— Start DATA ROWS —

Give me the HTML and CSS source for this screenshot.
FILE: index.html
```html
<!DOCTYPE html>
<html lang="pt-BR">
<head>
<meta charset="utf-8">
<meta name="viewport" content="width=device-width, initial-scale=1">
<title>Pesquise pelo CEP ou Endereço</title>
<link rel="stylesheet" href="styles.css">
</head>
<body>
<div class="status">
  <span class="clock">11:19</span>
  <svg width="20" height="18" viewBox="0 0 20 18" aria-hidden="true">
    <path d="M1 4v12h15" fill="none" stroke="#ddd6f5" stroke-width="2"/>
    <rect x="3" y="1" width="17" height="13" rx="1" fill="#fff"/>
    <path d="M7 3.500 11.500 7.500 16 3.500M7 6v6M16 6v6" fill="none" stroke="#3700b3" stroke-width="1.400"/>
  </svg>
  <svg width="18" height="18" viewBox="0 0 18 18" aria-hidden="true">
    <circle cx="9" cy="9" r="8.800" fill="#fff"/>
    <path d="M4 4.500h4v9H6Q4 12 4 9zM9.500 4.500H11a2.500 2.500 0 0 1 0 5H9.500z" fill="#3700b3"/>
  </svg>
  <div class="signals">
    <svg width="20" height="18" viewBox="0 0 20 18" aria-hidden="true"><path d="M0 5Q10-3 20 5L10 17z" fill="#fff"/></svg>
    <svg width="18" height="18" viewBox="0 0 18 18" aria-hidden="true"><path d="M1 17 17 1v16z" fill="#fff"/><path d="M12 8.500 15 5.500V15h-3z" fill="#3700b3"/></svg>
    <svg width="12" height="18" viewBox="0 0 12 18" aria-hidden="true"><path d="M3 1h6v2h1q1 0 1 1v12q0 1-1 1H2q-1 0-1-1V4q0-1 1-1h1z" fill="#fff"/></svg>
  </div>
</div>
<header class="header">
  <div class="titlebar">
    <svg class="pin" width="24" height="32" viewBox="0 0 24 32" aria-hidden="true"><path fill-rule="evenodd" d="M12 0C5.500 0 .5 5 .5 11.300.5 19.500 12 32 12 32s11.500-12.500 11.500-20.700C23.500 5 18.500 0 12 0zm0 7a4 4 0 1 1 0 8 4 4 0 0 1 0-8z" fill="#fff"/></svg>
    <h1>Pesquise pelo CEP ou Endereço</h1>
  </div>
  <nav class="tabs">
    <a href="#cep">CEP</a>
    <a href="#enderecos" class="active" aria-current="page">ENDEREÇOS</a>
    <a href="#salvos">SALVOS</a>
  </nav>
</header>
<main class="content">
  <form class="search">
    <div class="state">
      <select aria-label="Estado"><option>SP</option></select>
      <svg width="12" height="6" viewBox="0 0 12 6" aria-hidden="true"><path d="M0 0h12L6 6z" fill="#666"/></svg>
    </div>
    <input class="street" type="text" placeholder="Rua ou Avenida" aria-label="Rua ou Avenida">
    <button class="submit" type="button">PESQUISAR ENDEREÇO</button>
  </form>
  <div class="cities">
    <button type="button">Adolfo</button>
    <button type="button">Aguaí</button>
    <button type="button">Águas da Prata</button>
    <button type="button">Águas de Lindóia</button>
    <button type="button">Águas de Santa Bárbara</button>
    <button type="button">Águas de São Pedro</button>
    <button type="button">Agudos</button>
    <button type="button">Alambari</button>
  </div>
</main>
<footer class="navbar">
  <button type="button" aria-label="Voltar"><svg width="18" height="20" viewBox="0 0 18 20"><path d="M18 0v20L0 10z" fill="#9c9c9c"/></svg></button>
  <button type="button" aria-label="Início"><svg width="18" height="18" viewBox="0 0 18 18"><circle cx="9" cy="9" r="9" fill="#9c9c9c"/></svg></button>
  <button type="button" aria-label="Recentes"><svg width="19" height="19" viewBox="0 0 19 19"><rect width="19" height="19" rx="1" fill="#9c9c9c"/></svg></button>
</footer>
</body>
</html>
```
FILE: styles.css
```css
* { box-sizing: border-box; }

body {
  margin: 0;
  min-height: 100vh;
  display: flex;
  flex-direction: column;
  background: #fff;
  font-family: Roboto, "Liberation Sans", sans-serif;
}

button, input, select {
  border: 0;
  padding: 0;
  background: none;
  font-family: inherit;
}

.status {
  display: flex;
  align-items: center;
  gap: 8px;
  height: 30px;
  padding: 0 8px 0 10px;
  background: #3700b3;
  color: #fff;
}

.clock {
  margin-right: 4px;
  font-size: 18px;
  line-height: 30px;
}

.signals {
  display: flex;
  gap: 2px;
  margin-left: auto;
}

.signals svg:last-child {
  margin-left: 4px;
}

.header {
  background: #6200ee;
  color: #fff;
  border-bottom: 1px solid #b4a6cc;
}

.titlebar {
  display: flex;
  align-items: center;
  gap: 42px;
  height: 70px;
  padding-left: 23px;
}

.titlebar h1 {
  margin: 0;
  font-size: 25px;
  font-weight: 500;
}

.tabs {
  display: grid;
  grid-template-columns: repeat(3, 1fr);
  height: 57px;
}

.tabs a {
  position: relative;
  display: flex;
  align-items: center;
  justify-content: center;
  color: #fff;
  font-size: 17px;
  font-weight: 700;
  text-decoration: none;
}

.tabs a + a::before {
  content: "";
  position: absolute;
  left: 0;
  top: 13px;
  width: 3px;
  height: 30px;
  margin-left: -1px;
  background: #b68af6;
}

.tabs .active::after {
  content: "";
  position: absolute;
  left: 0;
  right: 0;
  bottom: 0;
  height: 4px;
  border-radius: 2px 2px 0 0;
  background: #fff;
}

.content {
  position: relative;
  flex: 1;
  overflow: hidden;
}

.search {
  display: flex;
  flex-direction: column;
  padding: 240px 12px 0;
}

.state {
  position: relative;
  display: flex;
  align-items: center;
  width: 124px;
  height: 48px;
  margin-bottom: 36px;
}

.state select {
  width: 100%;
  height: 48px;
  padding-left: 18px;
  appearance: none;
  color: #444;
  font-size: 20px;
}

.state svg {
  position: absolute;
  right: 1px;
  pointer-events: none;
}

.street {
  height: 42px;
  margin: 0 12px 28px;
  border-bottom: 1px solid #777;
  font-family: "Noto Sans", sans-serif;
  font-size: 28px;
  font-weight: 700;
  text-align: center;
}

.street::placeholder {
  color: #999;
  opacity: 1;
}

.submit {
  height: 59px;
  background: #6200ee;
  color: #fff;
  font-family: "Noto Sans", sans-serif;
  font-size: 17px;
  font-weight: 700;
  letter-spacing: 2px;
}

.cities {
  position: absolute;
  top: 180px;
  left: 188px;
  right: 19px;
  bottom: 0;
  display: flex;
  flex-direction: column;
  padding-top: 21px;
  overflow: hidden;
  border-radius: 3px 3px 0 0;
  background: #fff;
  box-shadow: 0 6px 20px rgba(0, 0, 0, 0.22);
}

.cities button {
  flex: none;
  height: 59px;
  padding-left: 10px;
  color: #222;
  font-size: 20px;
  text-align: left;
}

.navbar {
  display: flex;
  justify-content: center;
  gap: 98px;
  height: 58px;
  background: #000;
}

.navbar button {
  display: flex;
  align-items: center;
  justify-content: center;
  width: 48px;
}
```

— End DATA ROWS —
— Start DATA ROWS —

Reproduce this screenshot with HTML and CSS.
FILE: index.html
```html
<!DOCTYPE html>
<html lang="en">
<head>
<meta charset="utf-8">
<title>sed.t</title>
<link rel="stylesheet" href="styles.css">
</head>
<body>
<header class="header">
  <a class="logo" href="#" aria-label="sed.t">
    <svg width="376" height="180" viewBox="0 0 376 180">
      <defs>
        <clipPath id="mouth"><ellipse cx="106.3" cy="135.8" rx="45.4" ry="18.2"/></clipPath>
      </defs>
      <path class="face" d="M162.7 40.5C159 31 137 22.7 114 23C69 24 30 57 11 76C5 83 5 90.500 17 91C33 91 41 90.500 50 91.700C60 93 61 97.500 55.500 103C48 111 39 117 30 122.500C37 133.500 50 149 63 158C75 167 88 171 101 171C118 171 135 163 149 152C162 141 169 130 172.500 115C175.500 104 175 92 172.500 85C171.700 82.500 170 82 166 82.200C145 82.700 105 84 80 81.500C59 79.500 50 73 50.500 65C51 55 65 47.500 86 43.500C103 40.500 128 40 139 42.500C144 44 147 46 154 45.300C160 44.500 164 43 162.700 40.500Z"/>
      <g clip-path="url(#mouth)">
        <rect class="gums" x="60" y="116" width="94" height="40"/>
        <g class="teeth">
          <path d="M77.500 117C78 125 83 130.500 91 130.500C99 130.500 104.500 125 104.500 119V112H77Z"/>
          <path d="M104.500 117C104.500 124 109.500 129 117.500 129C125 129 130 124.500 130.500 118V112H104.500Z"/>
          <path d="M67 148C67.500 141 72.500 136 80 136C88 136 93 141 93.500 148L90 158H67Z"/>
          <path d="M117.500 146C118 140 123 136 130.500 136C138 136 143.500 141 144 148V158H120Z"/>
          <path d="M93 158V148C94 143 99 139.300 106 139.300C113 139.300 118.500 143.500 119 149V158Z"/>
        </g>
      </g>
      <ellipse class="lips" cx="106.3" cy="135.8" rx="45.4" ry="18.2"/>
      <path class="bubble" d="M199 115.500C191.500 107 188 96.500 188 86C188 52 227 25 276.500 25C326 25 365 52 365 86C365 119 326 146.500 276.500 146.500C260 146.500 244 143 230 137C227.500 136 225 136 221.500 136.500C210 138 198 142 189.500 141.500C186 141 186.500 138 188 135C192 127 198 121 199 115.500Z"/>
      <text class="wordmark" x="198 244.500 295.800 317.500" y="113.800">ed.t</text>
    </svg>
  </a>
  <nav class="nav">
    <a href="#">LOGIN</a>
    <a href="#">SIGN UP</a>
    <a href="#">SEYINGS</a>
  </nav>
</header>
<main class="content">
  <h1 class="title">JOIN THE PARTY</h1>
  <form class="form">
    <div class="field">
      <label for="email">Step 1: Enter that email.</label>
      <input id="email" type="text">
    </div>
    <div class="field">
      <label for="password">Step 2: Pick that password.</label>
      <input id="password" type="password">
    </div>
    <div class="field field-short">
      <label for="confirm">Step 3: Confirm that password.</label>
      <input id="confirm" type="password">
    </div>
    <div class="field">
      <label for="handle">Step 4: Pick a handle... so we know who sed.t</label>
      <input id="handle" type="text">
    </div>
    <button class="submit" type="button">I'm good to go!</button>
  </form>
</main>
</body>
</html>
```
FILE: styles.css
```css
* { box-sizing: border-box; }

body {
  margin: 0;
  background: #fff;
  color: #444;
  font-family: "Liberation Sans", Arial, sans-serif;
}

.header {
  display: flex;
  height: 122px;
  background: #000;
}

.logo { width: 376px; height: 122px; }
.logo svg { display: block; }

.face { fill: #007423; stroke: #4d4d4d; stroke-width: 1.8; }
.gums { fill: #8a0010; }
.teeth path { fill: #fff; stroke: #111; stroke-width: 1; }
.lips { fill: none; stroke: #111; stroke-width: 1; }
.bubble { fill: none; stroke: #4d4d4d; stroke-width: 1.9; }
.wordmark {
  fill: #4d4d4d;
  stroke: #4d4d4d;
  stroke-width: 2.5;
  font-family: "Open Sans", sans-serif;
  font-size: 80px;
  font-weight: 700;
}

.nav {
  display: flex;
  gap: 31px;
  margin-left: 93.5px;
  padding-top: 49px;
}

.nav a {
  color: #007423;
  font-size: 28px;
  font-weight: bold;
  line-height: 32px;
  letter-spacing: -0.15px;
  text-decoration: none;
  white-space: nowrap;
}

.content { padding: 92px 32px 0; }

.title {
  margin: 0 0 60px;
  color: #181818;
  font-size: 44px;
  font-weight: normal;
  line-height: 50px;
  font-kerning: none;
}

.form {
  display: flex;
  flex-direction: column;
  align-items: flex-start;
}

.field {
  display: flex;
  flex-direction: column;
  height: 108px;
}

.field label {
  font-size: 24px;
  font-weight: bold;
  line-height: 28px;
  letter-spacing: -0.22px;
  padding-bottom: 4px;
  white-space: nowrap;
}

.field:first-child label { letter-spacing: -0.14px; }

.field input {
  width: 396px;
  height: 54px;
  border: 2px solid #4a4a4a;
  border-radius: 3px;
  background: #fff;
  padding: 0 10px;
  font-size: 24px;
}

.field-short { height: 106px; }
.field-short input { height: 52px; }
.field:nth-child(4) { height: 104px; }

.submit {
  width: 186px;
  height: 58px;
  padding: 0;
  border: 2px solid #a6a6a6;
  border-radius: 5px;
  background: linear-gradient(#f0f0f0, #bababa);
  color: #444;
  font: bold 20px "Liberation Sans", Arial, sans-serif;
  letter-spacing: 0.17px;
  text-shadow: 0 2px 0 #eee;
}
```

— End DATA ROWS —

_WHAT IS NEEDED_.
State how many lines hold the word "screenshot". The number is the whole answer.

_RESULT OF THE EXERCISE_.
2